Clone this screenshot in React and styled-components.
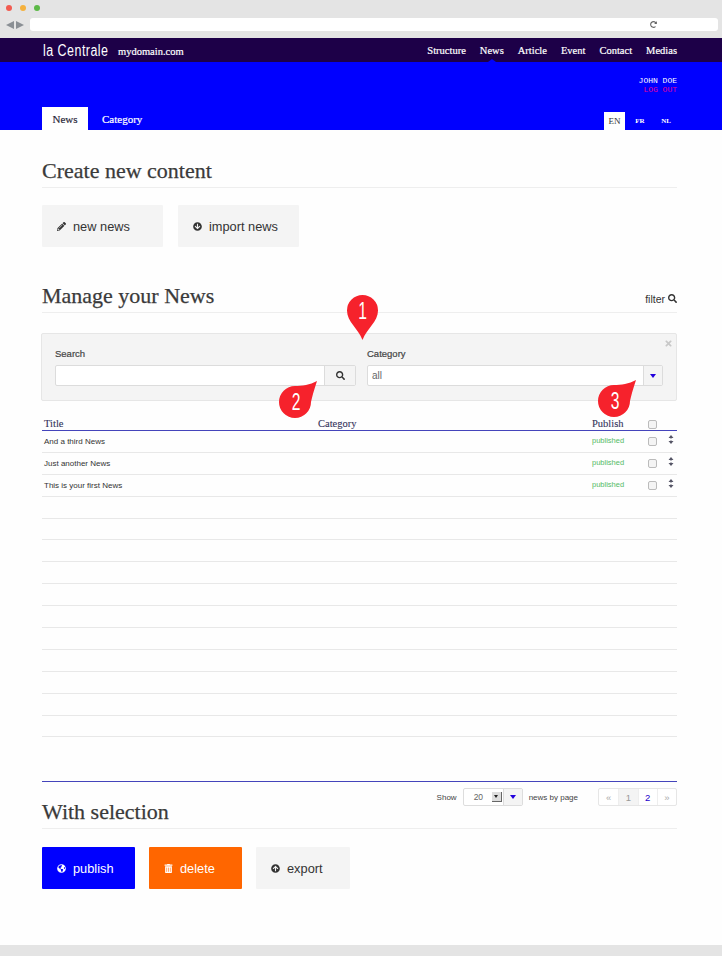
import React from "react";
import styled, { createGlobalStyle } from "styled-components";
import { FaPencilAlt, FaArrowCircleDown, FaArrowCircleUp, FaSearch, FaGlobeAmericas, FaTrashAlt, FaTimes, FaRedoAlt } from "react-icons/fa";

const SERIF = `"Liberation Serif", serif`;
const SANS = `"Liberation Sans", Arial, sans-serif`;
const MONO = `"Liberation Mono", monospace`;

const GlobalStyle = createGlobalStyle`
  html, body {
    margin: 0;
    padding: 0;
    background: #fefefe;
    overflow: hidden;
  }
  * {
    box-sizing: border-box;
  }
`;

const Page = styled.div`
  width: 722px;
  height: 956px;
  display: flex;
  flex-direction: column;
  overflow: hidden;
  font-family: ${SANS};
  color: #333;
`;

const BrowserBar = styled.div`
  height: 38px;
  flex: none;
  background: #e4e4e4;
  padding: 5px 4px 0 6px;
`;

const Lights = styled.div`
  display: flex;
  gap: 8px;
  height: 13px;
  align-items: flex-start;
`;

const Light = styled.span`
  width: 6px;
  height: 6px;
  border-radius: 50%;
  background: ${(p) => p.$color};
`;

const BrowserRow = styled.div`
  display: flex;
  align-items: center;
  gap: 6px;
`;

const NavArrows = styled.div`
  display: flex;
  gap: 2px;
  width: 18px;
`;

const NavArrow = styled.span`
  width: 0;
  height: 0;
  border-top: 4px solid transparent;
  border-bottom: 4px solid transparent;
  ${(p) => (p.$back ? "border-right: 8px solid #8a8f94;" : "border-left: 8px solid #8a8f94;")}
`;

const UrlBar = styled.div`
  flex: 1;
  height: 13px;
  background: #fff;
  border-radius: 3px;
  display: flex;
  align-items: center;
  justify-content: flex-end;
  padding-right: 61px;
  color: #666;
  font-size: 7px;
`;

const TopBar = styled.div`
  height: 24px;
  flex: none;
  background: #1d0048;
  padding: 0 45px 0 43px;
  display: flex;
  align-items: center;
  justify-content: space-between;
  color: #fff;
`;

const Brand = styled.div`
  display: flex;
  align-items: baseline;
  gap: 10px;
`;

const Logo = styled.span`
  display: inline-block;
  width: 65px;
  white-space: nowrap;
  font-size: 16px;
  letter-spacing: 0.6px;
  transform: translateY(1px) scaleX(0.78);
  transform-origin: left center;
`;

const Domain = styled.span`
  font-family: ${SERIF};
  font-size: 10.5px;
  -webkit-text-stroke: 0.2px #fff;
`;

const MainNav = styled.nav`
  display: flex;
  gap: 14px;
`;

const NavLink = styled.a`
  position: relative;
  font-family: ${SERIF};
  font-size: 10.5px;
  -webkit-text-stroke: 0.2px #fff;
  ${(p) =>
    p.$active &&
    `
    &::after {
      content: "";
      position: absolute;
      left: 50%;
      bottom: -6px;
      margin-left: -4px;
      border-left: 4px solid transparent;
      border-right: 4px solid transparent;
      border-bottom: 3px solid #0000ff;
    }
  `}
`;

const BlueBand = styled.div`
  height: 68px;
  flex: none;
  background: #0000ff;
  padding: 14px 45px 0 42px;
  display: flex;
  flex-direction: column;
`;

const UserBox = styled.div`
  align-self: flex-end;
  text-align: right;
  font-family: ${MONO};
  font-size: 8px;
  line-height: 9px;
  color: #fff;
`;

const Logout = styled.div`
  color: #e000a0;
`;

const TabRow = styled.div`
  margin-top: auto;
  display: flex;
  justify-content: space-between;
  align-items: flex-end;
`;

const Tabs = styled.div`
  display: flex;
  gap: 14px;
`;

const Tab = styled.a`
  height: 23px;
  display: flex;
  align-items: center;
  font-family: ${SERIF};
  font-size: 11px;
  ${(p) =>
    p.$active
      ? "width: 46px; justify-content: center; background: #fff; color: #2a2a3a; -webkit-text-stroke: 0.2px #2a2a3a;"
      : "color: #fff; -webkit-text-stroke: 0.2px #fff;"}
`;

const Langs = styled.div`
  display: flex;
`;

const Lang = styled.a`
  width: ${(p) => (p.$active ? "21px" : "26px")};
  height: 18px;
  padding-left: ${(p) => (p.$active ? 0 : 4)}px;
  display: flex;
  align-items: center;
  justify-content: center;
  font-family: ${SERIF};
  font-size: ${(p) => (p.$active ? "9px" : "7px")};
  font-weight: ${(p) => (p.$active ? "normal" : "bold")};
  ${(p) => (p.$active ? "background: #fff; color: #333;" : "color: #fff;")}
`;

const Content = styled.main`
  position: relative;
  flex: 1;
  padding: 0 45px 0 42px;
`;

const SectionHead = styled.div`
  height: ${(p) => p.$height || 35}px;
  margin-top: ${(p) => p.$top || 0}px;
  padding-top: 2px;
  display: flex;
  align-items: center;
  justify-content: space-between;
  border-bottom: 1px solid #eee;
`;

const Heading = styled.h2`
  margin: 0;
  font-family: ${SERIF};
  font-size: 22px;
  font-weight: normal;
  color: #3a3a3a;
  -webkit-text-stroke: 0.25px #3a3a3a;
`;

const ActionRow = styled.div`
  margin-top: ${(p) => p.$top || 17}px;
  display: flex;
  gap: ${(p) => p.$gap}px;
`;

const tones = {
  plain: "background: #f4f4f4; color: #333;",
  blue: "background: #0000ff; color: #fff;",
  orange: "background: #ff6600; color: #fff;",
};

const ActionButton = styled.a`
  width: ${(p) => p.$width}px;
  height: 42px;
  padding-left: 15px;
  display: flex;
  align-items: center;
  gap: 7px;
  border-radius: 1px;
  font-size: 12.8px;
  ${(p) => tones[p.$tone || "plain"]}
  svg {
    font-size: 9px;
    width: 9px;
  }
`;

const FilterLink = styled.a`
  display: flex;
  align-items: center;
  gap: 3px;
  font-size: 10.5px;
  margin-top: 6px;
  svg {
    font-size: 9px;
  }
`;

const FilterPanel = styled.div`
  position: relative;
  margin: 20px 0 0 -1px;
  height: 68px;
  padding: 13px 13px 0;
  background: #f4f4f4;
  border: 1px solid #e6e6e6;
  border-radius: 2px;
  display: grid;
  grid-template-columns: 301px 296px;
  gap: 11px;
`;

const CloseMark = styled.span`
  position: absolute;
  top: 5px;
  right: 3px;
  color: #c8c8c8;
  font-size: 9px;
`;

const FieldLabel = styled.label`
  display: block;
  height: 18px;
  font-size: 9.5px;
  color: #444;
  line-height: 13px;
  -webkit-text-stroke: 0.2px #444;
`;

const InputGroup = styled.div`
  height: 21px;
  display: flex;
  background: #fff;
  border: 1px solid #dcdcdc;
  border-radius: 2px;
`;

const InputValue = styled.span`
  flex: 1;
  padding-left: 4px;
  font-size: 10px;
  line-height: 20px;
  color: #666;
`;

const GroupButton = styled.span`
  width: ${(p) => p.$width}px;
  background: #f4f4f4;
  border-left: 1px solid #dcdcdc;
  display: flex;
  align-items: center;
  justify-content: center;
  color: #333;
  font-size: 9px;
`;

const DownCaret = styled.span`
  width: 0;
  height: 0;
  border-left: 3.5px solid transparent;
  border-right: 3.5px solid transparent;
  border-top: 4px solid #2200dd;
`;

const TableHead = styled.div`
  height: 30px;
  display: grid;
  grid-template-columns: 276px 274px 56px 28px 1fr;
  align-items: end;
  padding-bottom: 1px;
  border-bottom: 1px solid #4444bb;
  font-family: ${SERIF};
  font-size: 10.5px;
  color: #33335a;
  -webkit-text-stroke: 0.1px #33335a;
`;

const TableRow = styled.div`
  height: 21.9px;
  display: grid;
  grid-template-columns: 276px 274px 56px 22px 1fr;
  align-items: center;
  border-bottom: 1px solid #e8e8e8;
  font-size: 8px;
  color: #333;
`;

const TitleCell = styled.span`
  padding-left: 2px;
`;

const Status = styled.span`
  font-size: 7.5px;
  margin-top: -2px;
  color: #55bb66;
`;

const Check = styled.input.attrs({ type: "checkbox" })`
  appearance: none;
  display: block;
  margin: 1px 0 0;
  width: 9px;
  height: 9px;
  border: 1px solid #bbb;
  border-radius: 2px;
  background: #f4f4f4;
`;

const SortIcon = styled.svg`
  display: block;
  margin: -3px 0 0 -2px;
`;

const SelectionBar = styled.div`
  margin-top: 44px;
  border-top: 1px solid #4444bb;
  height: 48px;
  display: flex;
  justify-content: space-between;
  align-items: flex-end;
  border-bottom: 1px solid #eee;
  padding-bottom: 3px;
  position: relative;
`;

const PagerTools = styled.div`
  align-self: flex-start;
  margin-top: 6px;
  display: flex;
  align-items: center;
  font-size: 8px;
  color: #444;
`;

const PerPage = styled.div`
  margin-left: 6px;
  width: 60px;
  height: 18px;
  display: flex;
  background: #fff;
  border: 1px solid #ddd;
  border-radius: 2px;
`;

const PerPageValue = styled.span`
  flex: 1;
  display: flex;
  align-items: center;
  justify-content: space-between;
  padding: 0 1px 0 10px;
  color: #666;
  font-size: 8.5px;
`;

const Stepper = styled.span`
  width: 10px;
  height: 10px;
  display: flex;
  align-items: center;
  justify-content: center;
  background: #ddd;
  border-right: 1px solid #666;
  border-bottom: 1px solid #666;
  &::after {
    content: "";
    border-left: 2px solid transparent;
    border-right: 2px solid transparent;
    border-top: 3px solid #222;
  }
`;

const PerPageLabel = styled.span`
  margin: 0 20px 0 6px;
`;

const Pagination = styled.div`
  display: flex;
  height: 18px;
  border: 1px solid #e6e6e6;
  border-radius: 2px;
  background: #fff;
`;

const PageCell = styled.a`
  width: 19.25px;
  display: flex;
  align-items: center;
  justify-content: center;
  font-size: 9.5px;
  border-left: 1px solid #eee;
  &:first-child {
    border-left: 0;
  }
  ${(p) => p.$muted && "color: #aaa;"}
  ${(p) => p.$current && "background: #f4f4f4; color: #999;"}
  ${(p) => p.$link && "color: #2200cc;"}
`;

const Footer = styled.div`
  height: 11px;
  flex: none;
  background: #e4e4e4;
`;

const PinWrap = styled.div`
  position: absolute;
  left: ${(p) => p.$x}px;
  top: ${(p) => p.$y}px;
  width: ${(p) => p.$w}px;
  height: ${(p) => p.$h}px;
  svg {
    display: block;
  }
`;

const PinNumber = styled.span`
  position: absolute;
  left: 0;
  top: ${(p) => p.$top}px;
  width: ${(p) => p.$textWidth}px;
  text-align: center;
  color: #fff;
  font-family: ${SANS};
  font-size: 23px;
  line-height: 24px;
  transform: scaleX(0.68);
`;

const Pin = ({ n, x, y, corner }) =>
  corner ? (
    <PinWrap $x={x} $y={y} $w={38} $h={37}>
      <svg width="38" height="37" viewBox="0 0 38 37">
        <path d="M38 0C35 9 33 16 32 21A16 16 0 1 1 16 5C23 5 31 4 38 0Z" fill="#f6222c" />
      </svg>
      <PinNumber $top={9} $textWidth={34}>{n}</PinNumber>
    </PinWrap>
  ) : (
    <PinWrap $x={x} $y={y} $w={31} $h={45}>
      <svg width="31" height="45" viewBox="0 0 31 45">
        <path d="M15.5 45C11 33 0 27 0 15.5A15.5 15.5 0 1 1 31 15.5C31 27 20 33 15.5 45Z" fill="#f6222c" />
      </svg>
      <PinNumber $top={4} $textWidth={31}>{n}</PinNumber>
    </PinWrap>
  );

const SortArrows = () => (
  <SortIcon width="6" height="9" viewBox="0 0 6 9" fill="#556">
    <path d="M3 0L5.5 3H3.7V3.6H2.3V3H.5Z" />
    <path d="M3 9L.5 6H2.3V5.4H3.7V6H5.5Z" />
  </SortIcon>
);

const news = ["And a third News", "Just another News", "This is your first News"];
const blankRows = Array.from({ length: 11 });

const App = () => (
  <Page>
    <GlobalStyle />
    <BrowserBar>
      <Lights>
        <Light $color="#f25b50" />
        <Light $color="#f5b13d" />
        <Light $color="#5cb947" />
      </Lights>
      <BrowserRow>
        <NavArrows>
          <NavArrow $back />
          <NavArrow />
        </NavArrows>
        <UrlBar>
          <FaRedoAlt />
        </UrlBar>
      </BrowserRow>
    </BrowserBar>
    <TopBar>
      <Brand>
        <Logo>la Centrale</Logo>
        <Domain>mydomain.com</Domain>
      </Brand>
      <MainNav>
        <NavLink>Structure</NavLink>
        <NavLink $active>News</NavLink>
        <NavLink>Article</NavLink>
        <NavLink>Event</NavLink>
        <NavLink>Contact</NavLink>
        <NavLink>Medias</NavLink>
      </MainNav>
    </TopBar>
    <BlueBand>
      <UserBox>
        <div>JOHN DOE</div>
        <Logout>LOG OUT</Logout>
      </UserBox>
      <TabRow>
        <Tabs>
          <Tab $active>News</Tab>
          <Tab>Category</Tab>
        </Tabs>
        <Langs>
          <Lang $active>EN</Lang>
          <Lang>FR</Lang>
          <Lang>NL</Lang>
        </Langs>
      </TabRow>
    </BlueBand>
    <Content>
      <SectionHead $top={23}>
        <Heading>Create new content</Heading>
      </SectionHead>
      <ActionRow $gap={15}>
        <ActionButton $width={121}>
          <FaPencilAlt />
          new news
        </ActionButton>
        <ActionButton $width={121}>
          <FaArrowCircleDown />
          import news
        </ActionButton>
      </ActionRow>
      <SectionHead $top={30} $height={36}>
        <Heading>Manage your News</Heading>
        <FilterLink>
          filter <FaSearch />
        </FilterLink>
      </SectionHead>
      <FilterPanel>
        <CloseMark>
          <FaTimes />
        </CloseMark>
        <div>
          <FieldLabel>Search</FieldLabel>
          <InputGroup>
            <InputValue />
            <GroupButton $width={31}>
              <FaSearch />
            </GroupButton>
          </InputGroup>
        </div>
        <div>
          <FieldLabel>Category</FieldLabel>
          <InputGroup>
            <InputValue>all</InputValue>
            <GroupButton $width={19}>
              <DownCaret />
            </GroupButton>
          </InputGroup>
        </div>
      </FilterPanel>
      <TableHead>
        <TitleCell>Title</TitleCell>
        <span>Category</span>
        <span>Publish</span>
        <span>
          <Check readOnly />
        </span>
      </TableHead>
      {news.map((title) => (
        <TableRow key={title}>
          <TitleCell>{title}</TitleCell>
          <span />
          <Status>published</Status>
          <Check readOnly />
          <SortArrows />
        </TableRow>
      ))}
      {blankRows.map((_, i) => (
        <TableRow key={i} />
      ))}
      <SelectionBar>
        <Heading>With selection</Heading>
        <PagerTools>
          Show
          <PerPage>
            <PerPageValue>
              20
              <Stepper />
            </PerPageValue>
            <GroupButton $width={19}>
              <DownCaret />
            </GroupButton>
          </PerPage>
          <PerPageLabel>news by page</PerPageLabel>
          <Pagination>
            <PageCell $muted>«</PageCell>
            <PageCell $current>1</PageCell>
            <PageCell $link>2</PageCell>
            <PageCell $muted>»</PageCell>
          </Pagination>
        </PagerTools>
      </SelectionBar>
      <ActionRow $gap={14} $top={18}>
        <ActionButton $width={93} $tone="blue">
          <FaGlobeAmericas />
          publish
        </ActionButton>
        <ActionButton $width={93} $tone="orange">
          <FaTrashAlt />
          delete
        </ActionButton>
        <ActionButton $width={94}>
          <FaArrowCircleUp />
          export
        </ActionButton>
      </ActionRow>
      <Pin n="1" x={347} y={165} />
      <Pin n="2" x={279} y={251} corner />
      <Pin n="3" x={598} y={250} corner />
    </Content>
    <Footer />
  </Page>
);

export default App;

#####

## [Given instruction]
Pictures excluded, repeat exactly the lines from the top of the material through the line with "FaTrashAlt, FaTimes, FaRedoAlt", including both of those lines.

## [Written answer]
Clone this screenshot in React and styled-components.
import React from "react";
import styled, { createGlobalStyle } from "styled-components";
import { FaPencilAlt, FaArrowCircleDown, FaArrowCircleUp, FaSearch, FaGlobeAmericas, FaTrashAlt, FaTimes, FaRedoAlt } from "react-icons/fa";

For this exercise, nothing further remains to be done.